┌──
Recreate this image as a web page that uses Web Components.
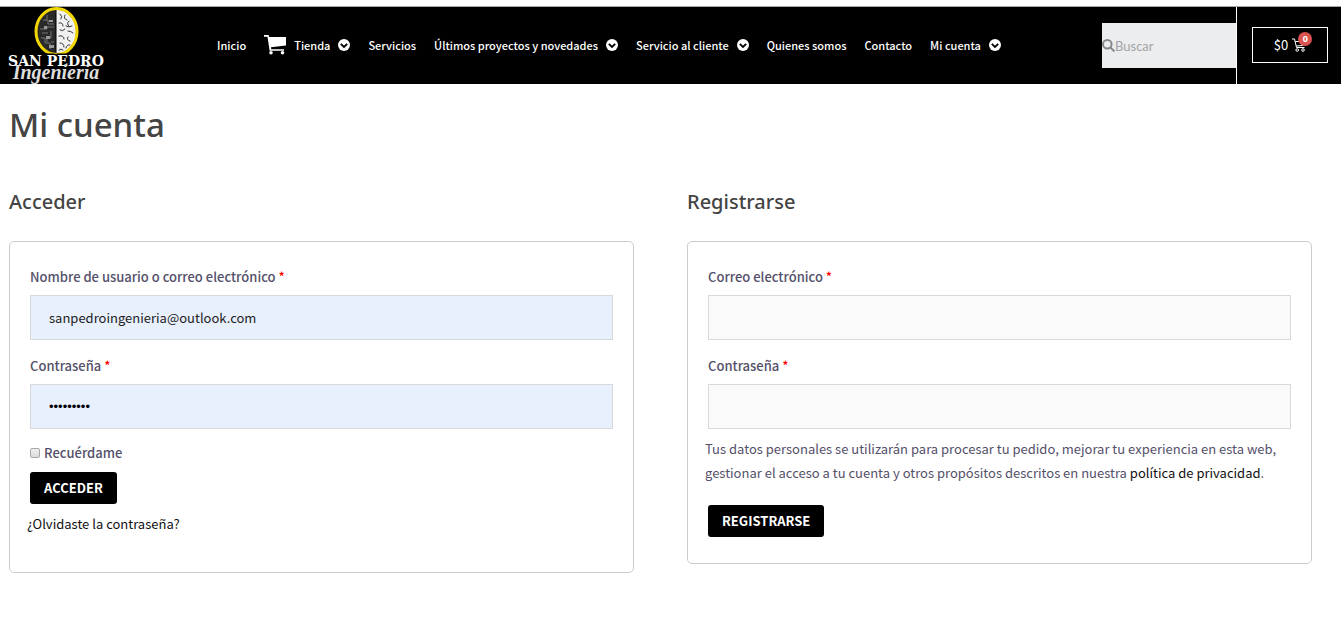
<!DOCTYPE html>
<html lang="es">
<head>
<meta charset="utf-8">
<meta name="viewport" content="width=device-width, initial-scale=1">
<title>Mi cuenta – San Pedro Ingeniería</title>
<style>
  body {
    margin: 0;
    background: #fff;
    color: #54506a;
    font-family: "Noto Sans CJK SC", "Noto Sans", sans-serif;
    font-size: 13px;
    line-height: 24px;
  }
</style>
</head>
<body>
<account-page></account-page>

<template id="t-logo">
  <style>
    :host { display: block; flex: none; width: 108px; }
    a { display: block; }
    svg { display: block; width: 108px; height: 77px; }
  </style>
  <a href="#" aria-label="San Pedro Ingeniería">
    <svg viewBox="8 0 108 77">
      <path d="M55.500 3 C43 2 37 13 37 25 C37 38 44 47 55.500 48 Z" fill="#292929"/>
      <path d="M56.500 3 C68 2 76 13 76 25 C76 38 69 47 56.500 48 Z" fill="#f1f1f1"/>
      <g fill="none" stroke="#777" stroke-width="1">
        <path d="M43 13h5v4h6M40 22h7v-2h7M41 31h4v5h5v6M47 8v4M51 24v7h-4v4M54 35h-3M42 26h6"/>
      </g>
      <path d="M44 19h3v3h-3zM49 13h4v2h-4zM46 29h4v3h-4zM49 38h5v3h-5z" fill="#999"/>
      <g fill="none" stroke="#333" stroke-width="1" stroke-linecap="round">
        <path d="M60 7q3 2 1 5M65 8q-2 4 2 5M59 16q4-1 4 3M69 14q-3 3 0 5M72 19q-3 2-6 0M60 23q3 2 5-1M68 24q3 0 5 2M59 29q5-1 5 3M68 30q-2 3 2 4M60 36q4 0 4 4M70 38q-3-1-4 3M59 43q2-2 4 0"/>
      </g>
      <ellipse cx="56.500" cy="24.500" rx="20.500" ry="23" fill="none" stroke="#f2d600" stroke-width="3"/>
      <text x="56" y="59" text-anchor="middle" font-family="DejaVu Serif" font-weight="700" font-size="14" fill="#fff" stroke="#000" stroke-width="3" paint-order="stroke">SAN PEDRO</text>
      <text x="56" y="72" text-anchor="middle" font-family="Liberation Serif" font-style="italic" font-weight="700" font-size="20" fill="#ddd">Ingenieria</text>
    </svg>
  </a>
</template>

<template id="t-nav-item">
  <style>
    :host { display: block; }
    a { display: flex; align-items: center; padding: 0 9px; color: #fff; text-decoration: none; white-space: nowrap; font-size: 11px; font-weight: 500; line-height: 24px; }
    svg { display: none; fill: #fff; flex: none; }
    :host([cart]) .cart { display: block; width: 22px; height: 20px; margin-right: 8px; }
    :host([menu]) .chev { display: block; width: 12px; height: 12px; margin-left: 8px; }
  </style>
  <a href="#">
    <svg class="cart" viewBox="0 0 22 20" aria-hidden="true">
      <path d="M0 0h4.500l.8 2H22v8.500L7 12.200l.3 2H20v1.600H5.600L3.500 1.700H0z"/>
      <circle cx="7" cy="17.700" r="1.800"/><circle cx="18.500" cy="17.700" r="1.800"/>
    </svg>
    <span><slot></slot></span>
    <svg class="chev" viewBox="0 0 12 12" aria-hidden="true">
      <circle cx="6" cy="6" r="6"/>
      <path d="M2.800 4.800 6 8l3.200-3.200" fill="none" stroke="#000" stroke-width="1.800"/>
    </svg>
  </a>
</template>

<template id="t-search">
  <style>
    :host { display: block; }
    form { display: flex; align-items: center; width: 134px; height: 45px; background: #ecedef; }
    svg { display: block; flex: none; width: 13px; height: 13px; }
    input { min-width: 0; flex: 1; border: 0; padding: 0; background: none; outline: none; font: 13px/20px Lato, sans-serif; color: #555; }
    input::placeholder { color: #a3a4a6; opacity: 1; }
  </style>
  <form role="search">
    <svg viewBox="0 0 13 13" aria-hidden="true" fill="none" stroke="#85878a" stroke-width="2"><circle cx="5.300" cy="5.300" r="4.300"/><path d="m8.400 8.400 4 4"/></svg>
    <input type="search" placeholder="Buscar" aria-label="Buscar">
  </form>
</template>

<template id="t-cart">
  <style>
    :host { display: flex; align-items: center; align-self: stretch; padding: 0 13px 1px 15px; border-left: 1px solid #fff; }
    a { box-sizing: border-box; display: flex; align-items: center; justify-content: center; gap: 4px; width: 76px; height: 36px; border: 1px solid #fff; color: #fff; font-size: 13px; line-height: 20px; text-decoration: none; }
    .icon { position: relative; display: block; width: 14px; height: 14px; }
    svg { display: block; width: 14px; height: 14px; }
    .badge { position: absolute; left: 6px; top: -6px; width: 14px; height: 14px; border-radius: 50%; background: #d9534f; font: 700 9px/14px "Noto Sans", sans-serif; text-align: center; }
  </style>
  <a href="#" aria-label="Carrito">
    <span>$0</span>
    <span class="icon">
      <svg viewBox="0 0 14 14" fill="none" stroke="#fff" aria-hidden="true"><path d="M0 1h2.500l2 8.500h8M3.200 3.500H12l-1 4-6.800.500"/><circle cx="5.200" cy="12" r="1.300"/><circle cx="11" cy="12" r="1.300"/></svg>
      <span class="badge">0</span>
    </span>
  </a>
</template>

<template id="t-header">
  <style>
    :host { display: block; padding-top: 6px; }
    header { display: flex; align-items: center; min-height: 77px; padding-left: 8px; background: #000; border-top: 1px solid #a5a8ab; }
    .main { display: flex; flex: 1; align-items: center; justify-content: space-between; }
    nav { display: flex; align-items: center; padding-bottom: 2px; }
  </style>
  <header>
    <div class="main">
      <site-logo></site-logo>
      <nav aria-label="Principal">
        <nav-item>Inicio</nav-item>
        <nav-item cart menu>Tienda</nav-item>
        <nav-item>Servicios</nav-item>
        <nav-item menu>Últimos proyectos y novedades</nav-item>
        <nav-item menu>Servicio al cliente</nav-item>
        <nav-item>Quienes somos</nav-item>
        <nav-item>Contacto</nav-item>
        <nav-item menu>Mi cuenta</nav-item>
      </nav>
      <site-search></site-search>
    </div>
    <mini-cart></mini-cart>
  </header>
</template>

<template id="t-field">
  <style>
    :host { display: block; padding: 0 3px; margin-bottom: 14px; }
    label { display: block; margin-bottom: 6px; font-weight: 500; }
    .req { color: #f00; }
    input { box-sizing: border-box; display: block; width: 100%; height: 45px; padding: 0 18px; border: 1px solid #d9d9dc; border-radius: 0; background: #fafafa; color: #222; font: inherit; outline: none; }
    input[type="password"] { font-family: "Liberation Sans", sans-serif; color: #000; }
    :host([filled]) input { background: #e8f0fe; }
  </style>
  <label for="f"><slot></slot> <span class="req">*</span></label>
  <input id="f" required>
</template>

<template id="t-check">
  <style>
    :host { display: block; padding: 0 3px; }
    label { display: inline-flex; align-items: center; gap: 4px; font-weight: 500; }
    input { appearance: none; box-sizing: border-box; width: 10px; height: 10px; margin: 0; border: 1px solid #a8a8a8; border-radius: 2px; background: linear-gradient(#efefef, #dcdcdc); }
  </style>
  <label><input type="checkbox"><span><slot></slot></span></label>
</template>

<template id="t-button">
  <style>
    :host { display: block; padding: 0 3px; }
    button { display: block; height: 32px; padding: 0 14px; border: 0; border-radius: 3px; background: #000; color: #fff; font: inherit; font-weight: 700; line-height: 32px; }
  </style>
  <button type="button"><slot></slot></button>
</template>

<template id="t-panel">
  <style>
    :host { display: block; }
    h2 { margin: 0 0 24px; color: #444; font: 500 20px/30px "Noto Sans", sans-serif; }
    .card { padding: 23px 17px 26px; border: 1px solid #ccc; border-radius: 5px; }
  </style>
  <h2></h2>
  <div class="card"><slot></slot></div>
</template>

<template id="t-page">
  <style>
    :host { display: block; }
    main { padding: 21px 29px 24px 9px; }
    h1 { margin: 0 0 42px; color: #444; font: 500 33px/40px "Noto Sans", sans-serif; }
    .columns { display: grid; grid-template-columns: 1fr 1fr; align-items: start; gap: 53px; }
    p { margin: 0; }
    a { color: #111; text-decoration: none; }
    .remember { margin: -2px 0 7px; }
    .lost { margin: 8px 0 10px; }
    .privacy { margin: -6px 0 20px; }
  </style>
  <site-header></site-header>
  <main>
    <h1>Mi cuenta</h1>
    <div class="columns">
      <form-panel heading="Acceder">
        <form-field filled type="text" value="sanpedroingenieria@outlook.com">Nombre de usuario o correo electrónico</form-field>
        <form-field filled type="password" value="contrasen">Contraseña</form-field>
        <check-field class="remember">Recuérdame</check-field>
        <action-button>ACCEDER</action-button>
        <p class="lost"><a href="#">¿Olvidaste la contraseña?</a></p>
      </form-panel>
      <form-panel heading="Registrarse">
        <form-field type="email">Correo electrónico</form-field>
        <form-field type="password">Contraseña</form-field>
        <p class="privacy">Tus datos personales se utilizarán para procesar tu pedido, mejorar tu experiencia en esta web, gestionar el acceso a tu cuenta y otros propósitos descritos en nuestra <a href="#">política de privacidad</a>.</p>
        <action-button>REGISTRARSE</action-button>
      </form-panel>
    </div>
  </main>
</template>

<script>
  class TemplateElement extends HTMLElement {
    constructor() {
      super();
      const template = document.getElementById(this.constructor.template);
      this.attachShadow({ mode: 'open' }).append(template.content.cloneNode(true));
    }
  }
  class SiteLogo extends TemplateElement { static template = 't-logo'; }
  class NavItem extends TemplateElement { static template = 't-nav-item'; }
  class SiteSearch extends TemplateElement { static template = 't-search'; }
  class MiniCart extends TemplateElement { static template = 't-cart'; }
  class SiteHeader extends TemplateElement { static template = 't-header'; }
  class CheckField extends TemplateElement { static template = 't-check'; }
  class ActionButton extends TemplateElement { static template = 't-button'; }
  class FormField extends TemplateElement {
    static template = 't-field';
    connectedCallback() {
      const input = this.shadowRoot.querySelector('input');
      input.type = this.getAttribute('type') || 'text';
      input.value = this.getAttribute('value') || '';
    }
  }
  class FormPanel extends TemplateElement {
    static template = 't-panel';
    connectedCallback() {
      this.shadowRoot.querySelector('h2').textContent = this.getAttribute('heading');
    }
  }
  class AccountPage extends TemplateElement { static template = 't-page'; }

  customElements.define('site-logo', SiteLogo);
  customElements.define('nav-item', NavItem);
  customElements.define('site-search', SiteSearch);
  customElements.define('mini-cart', MiniCart);
  customElements.define('site-header', SiteHeader);
  customElements.define('form-field', FormField);
  customElements.define('check-field', CheckField);
  customElements.define('action-button', ActionButton);
  customElements.define('form-panel', FormPanel);
  customElements.define('account-page', AccountPage);
</script>
</body>
</html>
└──
Exercise aim: Select and copy each line from the data that includes the word "page".

Output of the task:
Recreate this image as a web page that uses Web Components.
<account-page></account-page>
<template id="t-page">
  class AccountPage extends TemplateElement { static template = 't-page'; }
  customElements.define('account-page', AccountPage);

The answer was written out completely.